Ergen şiddeti yalnızca Türkiye’nin değil, dünyanın dört bir yanında derinleşen bir toplumsal sorun. Netflix’in dört bölümlük etkileyici dizisi Adolescence, bu konuyu tek bir olay üzerinden değil, çok katmanlı bir sosyal yapı ve psikolojik analizle ekrana taşıyor. 13 yaşındaki Jamie’nin cinayetle suçlanmasıyla başlayan hikâye, yalnızca bir bireyin değil, tüm bir sistemin sorgulandığı çarpıcı bir anlatıya dönüşüyor.
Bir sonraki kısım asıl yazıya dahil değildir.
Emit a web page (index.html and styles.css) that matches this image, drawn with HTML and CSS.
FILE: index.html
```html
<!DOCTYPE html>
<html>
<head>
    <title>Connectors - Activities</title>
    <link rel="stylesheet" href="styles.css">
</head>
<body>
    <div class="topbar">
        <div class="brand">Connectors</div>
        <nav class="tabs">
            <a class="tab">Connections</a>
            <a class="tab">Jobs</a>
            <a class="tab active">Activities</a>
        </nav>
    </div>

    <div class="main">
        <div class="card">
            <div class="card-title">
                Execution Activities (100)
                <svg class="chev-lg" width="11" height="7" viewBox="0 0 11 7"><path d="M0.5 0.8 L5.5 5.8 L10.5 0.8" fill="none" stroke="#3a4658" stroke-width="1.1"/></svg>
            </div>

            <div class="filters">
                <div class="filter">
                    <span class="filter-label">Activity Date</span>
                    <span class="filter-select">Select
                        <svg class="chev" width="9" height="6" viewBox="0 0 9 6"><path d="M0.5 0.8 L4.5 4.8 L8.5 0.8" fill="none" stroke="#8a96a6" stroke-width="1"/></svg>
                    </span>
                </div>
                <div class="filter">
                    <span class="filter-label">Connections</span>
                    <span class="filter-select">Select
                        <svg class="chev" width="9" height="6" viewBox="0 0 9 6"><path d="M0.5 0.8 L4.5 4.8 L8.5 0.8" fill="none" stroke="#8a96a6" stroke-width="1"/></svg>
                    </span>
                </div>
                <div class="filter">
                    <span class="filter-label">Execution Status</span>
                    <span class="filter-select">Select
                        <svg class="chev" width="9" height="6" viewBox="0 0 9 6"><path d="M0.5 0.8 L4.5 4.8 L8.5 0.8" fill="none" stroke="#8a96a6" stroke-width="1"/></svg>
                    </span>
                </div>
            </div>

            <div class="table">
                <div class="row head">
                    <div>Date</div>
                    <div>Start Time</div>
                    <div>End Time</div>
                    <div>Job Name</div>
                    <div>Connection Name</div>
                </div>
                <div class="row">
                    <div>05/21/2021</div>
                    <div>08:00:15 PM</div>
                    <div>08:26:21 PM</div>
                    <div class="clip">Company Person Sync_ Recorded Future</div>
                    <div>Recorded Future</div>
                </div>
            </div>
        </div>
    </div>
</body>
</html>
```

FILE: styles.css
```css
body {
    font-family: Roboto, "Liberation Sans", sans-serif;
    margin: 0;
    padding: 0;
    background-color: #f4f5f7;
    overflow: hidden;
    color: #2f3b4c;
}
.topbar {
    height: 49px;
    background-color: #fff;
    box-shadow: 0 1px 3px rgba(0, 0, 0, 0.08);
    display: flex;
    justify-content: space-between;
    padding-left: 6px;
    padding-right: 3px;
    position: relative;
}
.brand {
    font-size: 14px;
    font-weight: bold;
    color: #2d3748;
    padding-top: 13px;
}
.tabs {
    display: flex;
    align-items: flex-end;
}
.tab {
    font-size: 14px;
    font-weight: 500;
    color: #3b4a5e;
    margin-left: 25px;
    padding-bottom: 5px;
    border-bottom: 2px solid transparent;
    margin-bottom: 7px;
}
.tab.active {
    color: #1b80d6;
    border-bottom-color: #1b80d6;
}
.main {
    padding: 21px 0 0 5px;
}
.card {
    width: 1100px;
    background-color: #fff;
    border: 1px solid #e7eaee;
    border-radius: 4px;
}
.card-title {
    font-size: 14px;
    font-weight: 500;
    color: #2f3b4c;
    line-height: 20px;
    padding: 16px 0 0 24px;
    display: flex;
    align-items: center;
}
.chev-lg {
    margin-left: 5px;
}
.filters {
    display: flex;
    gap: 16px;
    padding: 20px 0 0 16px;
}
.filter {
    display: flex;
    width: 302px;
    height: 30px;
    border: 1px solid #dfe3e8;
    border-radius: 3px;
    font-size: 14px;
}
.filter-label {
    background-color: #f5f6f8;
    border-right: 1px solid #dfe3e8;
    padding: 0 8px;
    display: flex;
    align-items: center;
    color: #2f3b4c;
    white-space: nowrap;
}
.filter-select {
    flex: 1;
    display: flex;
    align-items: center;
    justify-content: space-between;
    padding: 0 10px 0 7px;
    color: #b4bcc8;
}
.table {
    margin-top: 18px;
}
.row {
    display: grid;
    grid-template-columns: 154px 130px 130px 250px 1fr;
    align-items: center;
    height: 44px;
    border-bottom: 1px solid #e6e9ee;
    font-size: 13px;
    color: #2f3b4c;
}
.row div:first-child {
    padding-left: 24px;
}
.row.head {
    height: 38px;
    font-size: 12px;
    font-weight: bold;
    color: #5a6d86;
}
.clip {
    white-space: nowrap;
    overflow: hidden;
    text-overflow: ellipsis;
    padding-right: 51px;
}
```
Sarsıcı Bir Açılış: Bir Sabah, Bir Ev, Bir Gözaltı
Dizi, İngiltere’nin sıradan bir banliyösünde geçiyor. Jamie’nin ailesi güne normal başlamayı planlarken, evleri bir anda polis ekipleriyle çevriliyor. Polisin eve baskın yaparak Jamie’yi gözaltına alması, yalnızca anne-baba değil, izleyici için de sarsıcı bir başlangıç yaratıyor. Bu an, dizinin temposunu ve gerilimini baştan tanımlıyor.
Olaydan Sorguya: Gerilim Gittikçe Tırmanıyor
Jamie gözaltına alındıktan sonra suçlamaların yöneldiği yön oldukça ağır: Sınıf arkadaşını öldürmek. İlk iki bölümde Jamie’nin sorgusu, dedektiflerin soruşturmada ilerlemesi ve okul çevresinde yürütülen araştırmalar işleniyor. Her sahne tek plan kamera ile çekildiğinden, izleyici kendini olayın tam merkezinde hissediyor.
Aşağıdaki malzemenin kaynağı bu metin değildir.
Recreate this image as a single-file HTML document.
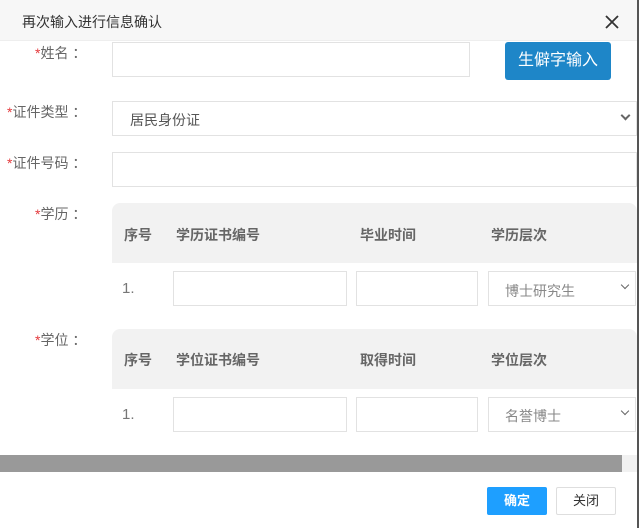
<!DOCTYPE html>
<html><head><meta charset="utf-8"><style>
*{box-sizing:border-box;margin:0;padding:0}
body{width:639px;height:528px;overflow:hidden;background:#fff;font-family:"Liberation Sans","Noto Sans CJK SC",sans-serif;font-size:14px;color:#555;position:relative}
.a{position:absolute}
.inp{position:absolute;border:1px solid #e2e2e2;background:#fff}
.lbl{position:absolute;color:#666;font-size:14px}
.lbl b{color:#e4393c;font-weight:normal}
.th{position:absolute;font-size:14px;color:#666;font-weight:bold}
.chev{position:absolute;width:7px;height:7px;border-right:2px solid #666;border-bottom:2px solid #666;transform:rotate(45deg)}
</style></head><body>
<div class="a" style="left:0;top:0;width:637px;height:41px;background:#f7f7f7;border-bottom:1px solid #eee"></div>
<div class="a" style="left:22px;top:12px;font-size:14px;color:#333">再次输入进行信息确认</div>
<svg class="a" style="left:605px;top:15px" width="14" height="14"><path d="M1 1L13 13M13 1L1 13" stroke="#333" stroke-width="1.8"/></svg>
<div class="a" style="left:637px;top:0;width:2px;height:528px;background:#555"></div>

<div class="lbl" style="left:35px;top:43px"><b>*</b>姓名 ：</div>
<div class="inp" style="left:112px;top:42px;width:358px;height:35px"></div>
<div class="a" style="left:505px;top:42px;width:106px;height:38px;background:#1e86c8;border-radius:3px;color:#fff;font-size:16px;text-align:center;line-height:38px">生僻字输入</div>

<div class="lbl" style="left:7px;top:102px"><b>*</b>证件类型 ：</div>
<div class="inp" style="left:112px;top:101px;width:525px;height:35px"><span class="a" style="left:17px;top:8px;color:#555">居民身份证</span></div>
<div class="chev" style="left:622px;top:112px"></div>

<div class="lbl" style="left:7px;top:153px"><b>*</b>证件号码 ：</div>
<div class="inp" style="left:112px;top:152px;width:525px;height:35px"></div>

<div class="lbl" style="left:35px;top:204px"><b>*</b>学历 ：</div>
<div class="a" style="left:112px;top:203px;width:525px;height:60px;background:#f2f2f2;border-top-left-radius:8px;border-top-right-radius:8px"></div>
<div class="th" style="left:124px;top:225px">序号</div>
<div class="th" style="left:176px;top:225px">学历证书编号</div>
<div class="th" style="left:360px;top:225px">毕业时间</div>
<div class="th" style="left:491px;top:225px">学历层次</div>
<div class="a" style="left:122px;top:280px;color:#777;font-size:15px">1.</div>
<div class="inp" style="left:173px;top:271px;width:174px;height:35px"></div>
<div class="inp" style="left:356px;top:271px;width:122px;height:35px"></div>
<div class="inp" style="left:488px;top:271px;width:148px;height:35px"><span class="a" style="left:16px;top:9px;color:#888">博士研究生</span></div>
<div class="chev" style="left:622px;top:282px;width:6px;height:6px;border-width:1.5px"></div>

<div class="lbl" style="left:35px;top:330px"><b>*</b>学位 ：</div>
<div class="a" style="left:112px;top:329px;width:525px;height:60px;background:#f2f2f2;border-top-left-radius:8px;border-top-right-radius:8px"></div>
<div class="th" style="left:124px;top:350px">序号</div>
<div class="th" style="left:176px;top:350px">学位证书编号</div>
<div class="th" style="left:360px;top:350px">取得时间</div>
<div class="th" style="left:491px;top:350px">学位层次</div>
<div class="a" style="left:122px;top:406px;color:#777;font-size:15px">1.</div>
<div class="inp" style="left:173px;top:397px;width:174px;height:35px"></div>
<div class="inp" style="left:356px;top:397px;width:122px;height:35px"></div>
<div class="inp" style="left:488px;top:397px;width:148px;height:35px"><span class="a" style="left:16px;top:8px;color:#888">名誉博士</span></div>
<div class="chev" style="left:622px;top:408px;width:6px;height:6px;border-width:1.5px"></div>

<div class="a" style="left:0;top:455px;width:637px;height:17px;background:#f1f1f1"></div>
<div class="a" style="left:0;top:455px;width:622px;height:17px;background:#999"></div>

<div class="a" style="left:487px;top:487px;width:60px;height:28px;background:#1e9fff;border-radius:2px;color:#fff;font-size:13px;font-weight:bold;text-align:center;line-height:28px">确定</div>
<div class="a" style="left:556px;top:487px;width:60px;height:28px;border:1px solid #dedede;border-radius:2px;color:#333;font-size:13px;text-align:center;line-height:26px">关闭</div>
</body></html>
Tek Plan Kamera: Gerçek Zamanlı Şok Edici Etki
Dizinin en etkileyici özelliklerinden biri, tüm bölümlerin tek plan ve kesintisiz çekimle yapılmış olması. Özellikle üçüncü bölümde Jamie ile psikolog Briony Ariston arasında geçen 50 dakikalık seans, izleyiciyi adeta ekran karşısına kilitliyor. Erin Doherty ve Owen Cooper‘ın bu sahnelerdeki performansı sinema kalitesinde.
Erkeklik Kültürü ve Dijital Tehlikeler: Yeni Nesil Tehditler
Dizinin dikkat çekici bir diğer yönü, yalnızca suçu değil, ergenlik psikolojisinin günümüzdeki kırılma noktalarını ele alması. İncels, manosfer, kırmızı hap, siyah hap gibi kavramların Jamie’nin dünyasına nasıl sızdığı, ailesi ve polisler tarafından bile anlaşılamayan bir karanlığı gözler önüne seriyor. Bu bağlamda yapım, ergen erkeklerin internette maruz kaldığı ideolojilere dair derin bir tartışma başlatıyor.
Anne-Baba, Okul ve Toplum: Herkesin Sorumluluğu Var
Uzman yorumları da dizinin etkileyici derinliğini destekliyor. Prof. Dr. Bengi Semerci, yapımı “Sadece suça karışan çocukları değil, ailelerini, okullarını ve sosyal çevrelerini de tüm açıklığıyla değerlendiren bir anlatı” olarak tanımlıyor. Dizide ebeveynlerin, özellikle babanın, çocuklarına karşı duyduğu koşulsuz güvenin sınanması, etkileyici bir drama sunuyor.
Suçu Yüceltmeyen, Gerçeği Gösteren Anlatı
Dizi, suçlu profili çizmeye çalışmak yerine, bir gencin nasıl adım adım şiddete sürüklendiğini gösteriyor. Ne Jamie kahramanlaştırılıyor, ne de şeytanlaştırılıyor. Bunun yerine yoksulluk, yalnızlık, arkadaş çevresi ve dijital içeriklerle şekillenen karmaşık bir tablo sunuluyor. Bu yönüyle Adolescence, suça neden olan tüm katmanları tartışmaya açıyor.
Owen Cooper: Yeni Bir Yıldız Doğuyor
Jamie rolündeki genç oyuncu Owen Cooper, 500’den fazla aday arasından seçilmiş ve ilk oyunculuk deneyiminde olağanüstü bir performans sergiliyor. Dizinin finali ise hem dramatik hem de düşündürücü. Seyirci yalnızca bir cinayetin ardındaki sırları değil, toplumsal kırılmaları da sorguluyor.